Reposer les bases d’une stratégie internationale

Que ces propos ne trompent pas ! Les listes Au pluriel revendiquent une politique internationale forte et responsable, une politique qui s’appuie sur des partenariats choisis et renforcés, sur des mobilités physiques d’étudiants et de personnels qualitativement meilleures et bien choisies et sur une communauté universitaire soudée dans sa diversité. Cela suppose d’en créer les conditions.
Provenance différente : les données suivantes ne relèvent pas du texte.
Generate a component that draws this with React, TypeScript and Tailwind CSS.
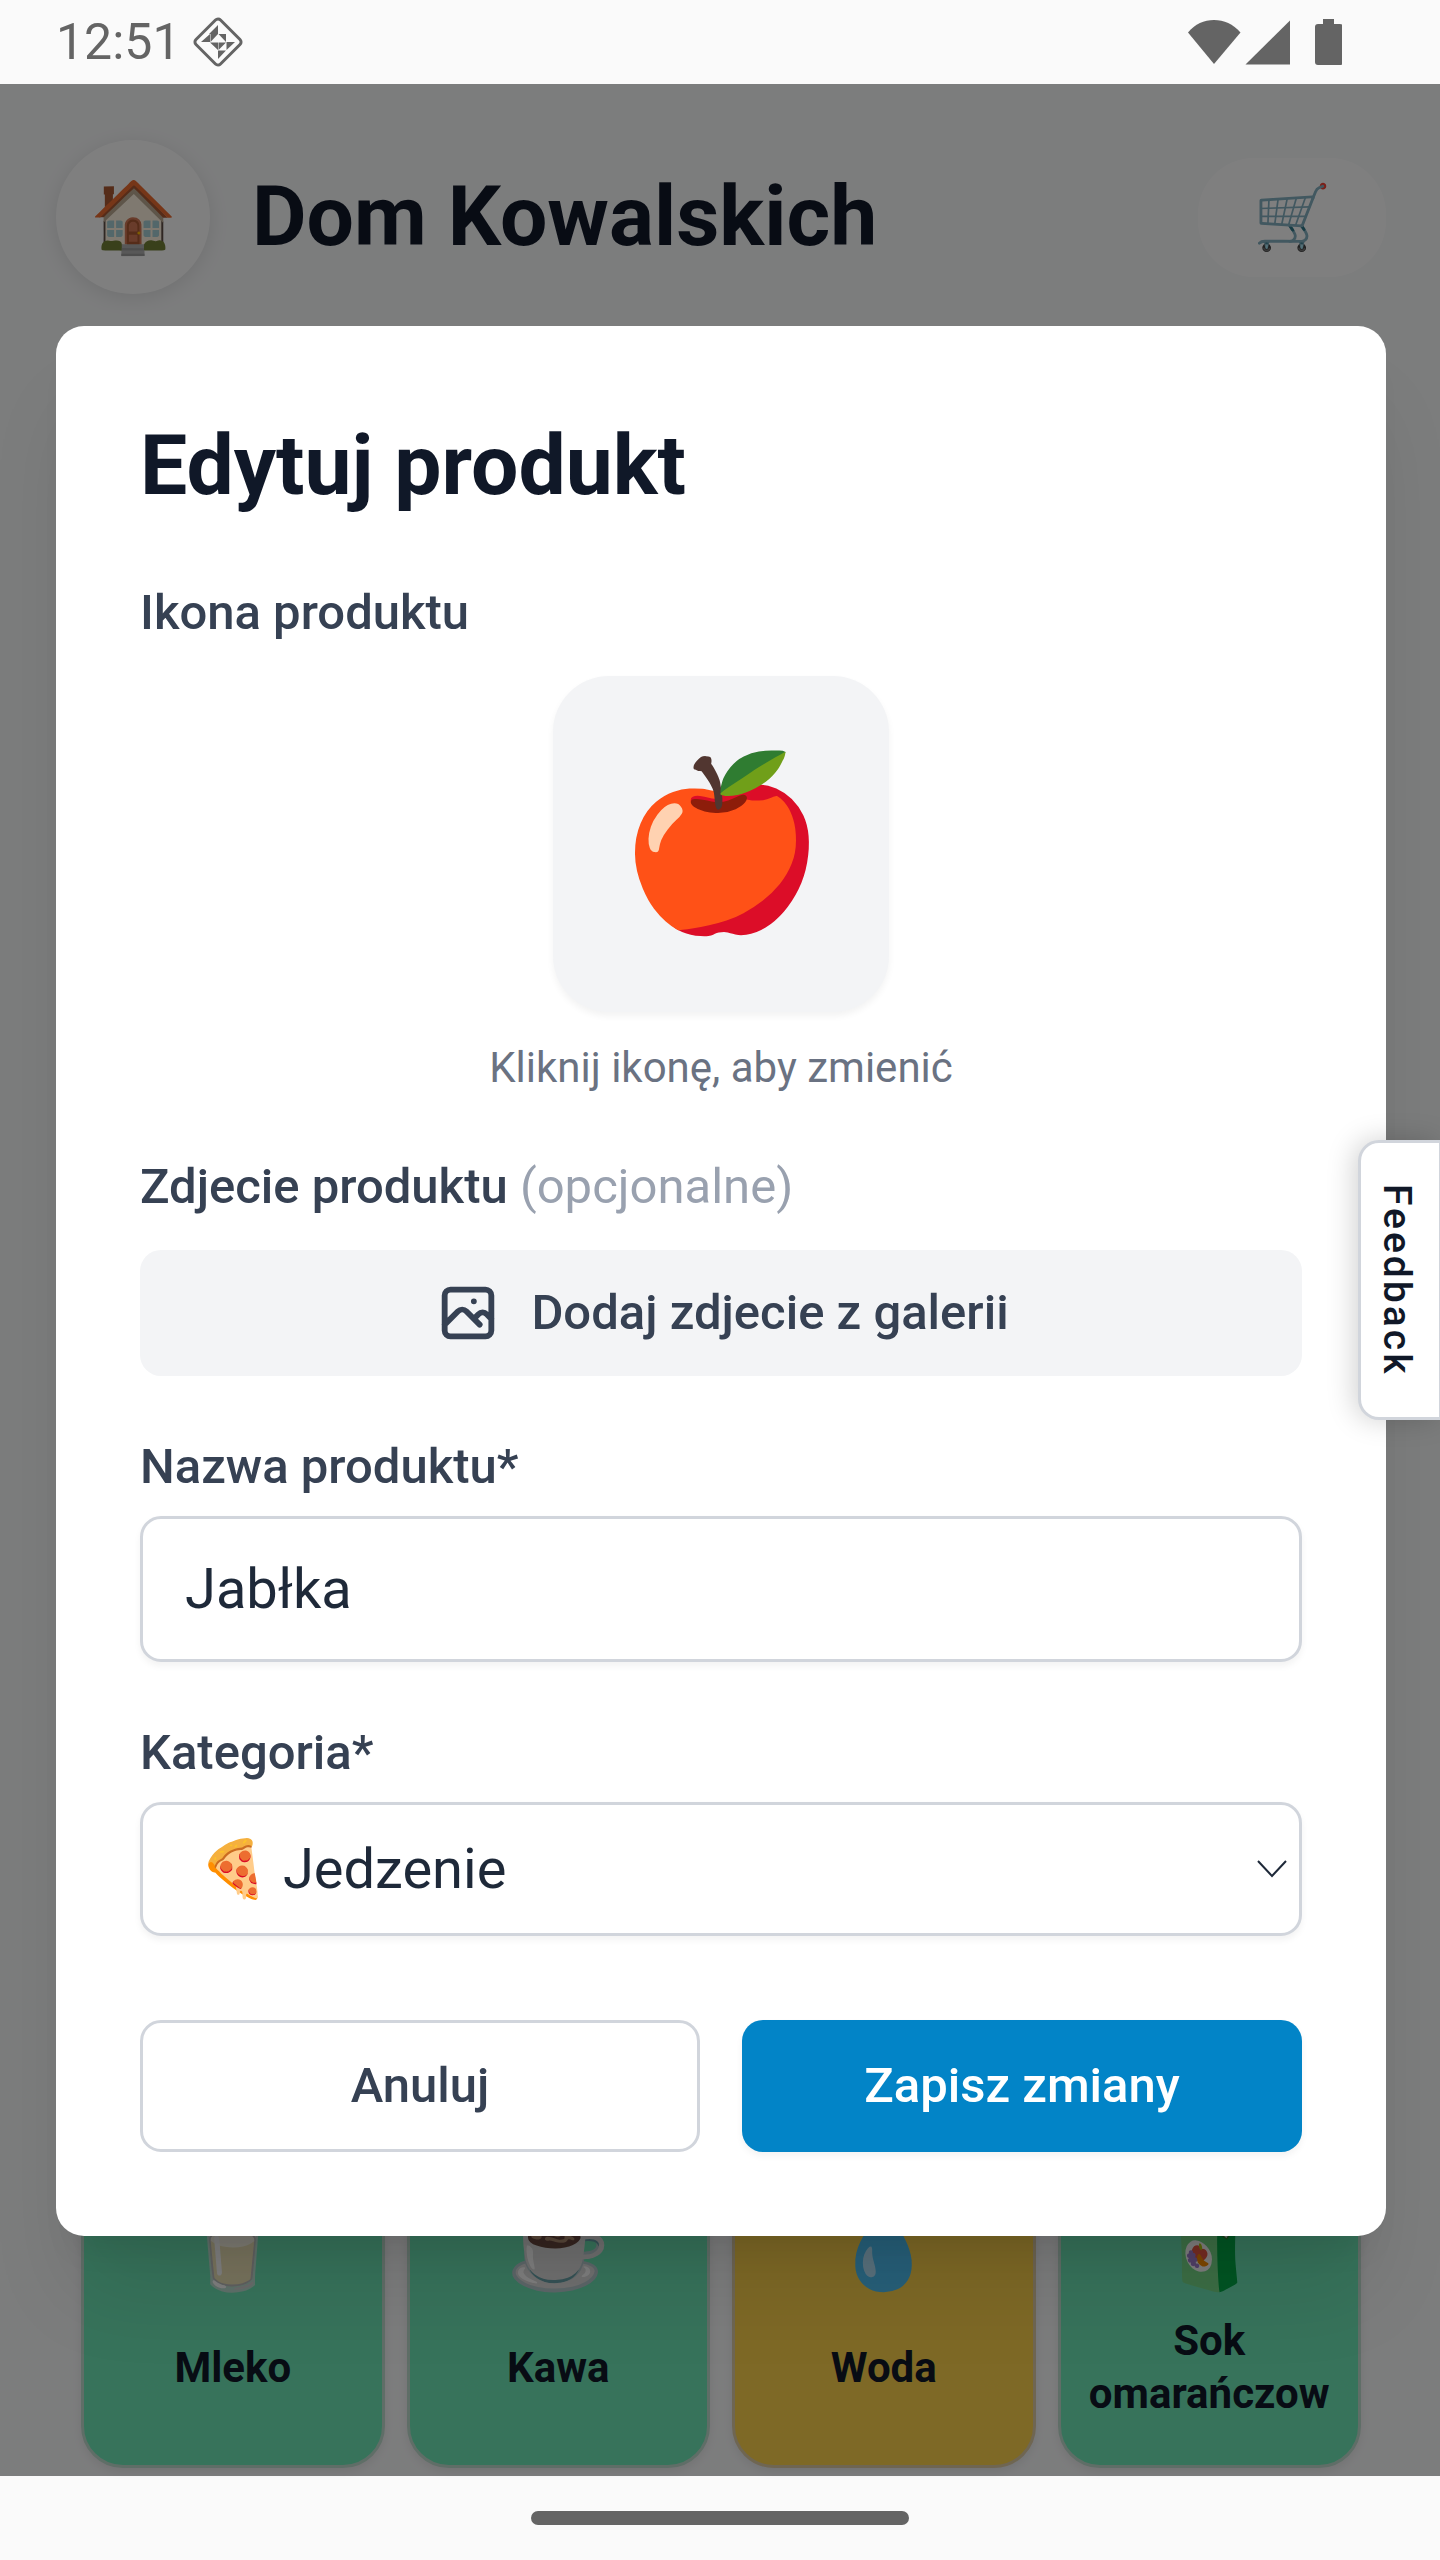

Tous les personnels ont la possibilité de participer à une staff week et c’est heureux : mais qui en profite, alors que nombre de nos services sont sous-encadrés et qu’il est davantage question de terminer ses dossiers le week-end que de quitter son poste de travail pour voir comment on fonctionne à l’étranger ? On encourage les thèses en cotutelle, mais la plupart des projets se heurtent à des difficultés bureaucratiques trop nombreuses : à quand l’allégement des procédures ? L’université défend le plurilinguisme (même si de nombreuses formations en langue sont en réalité menacées), mais qui a le temps de se former à de nouvelles langues qui lui permettraient de saisir la chance que représente l’international ? Comment développer l’offre de cours en anglais, voire des diplômes en langue étrangère, si le temps supplémentaire de préparation de ces enseignements n’est pas pris en compte dans le service ? De même, les partenariats sont évidemment encouragés, mais au sein d’une politique qui mise sur le réseau plutôt que sur les échanges bilatéraux, injectant une grande complexité administrative là où nos collègues veulent d’abord avoir des contacts fructueux avec leurs homologues étrangers et en rapporter les bénéfices concrets dans leur recherche ou dans leur enseignement. Au sein de notre collectif, la réflexion sur l’internationalisation est articulée à la volonté de faire respirer l’université, de donner à chacun le temps de se former, de nouer des contacts, de s’ouvrir à l’autre pour mieux enrichir son expérience. Bref, il est grand temps de mettre l’internationalisation au service de toutes et tous et de la penser dans un monde qui est en profond changement. Vous découvrirez bientôt toutes nos propositions concrètes dans notre programme qui sortira le 10 décembre.

9 décembre 2024

L’équipe Au pluriel

* BRICS : Brésil, Russie, Inde, Chine et Afrique du Sud.

** En 2023, l’AEF en dénombrait seulement 13 universités qui les appliquaient complètement.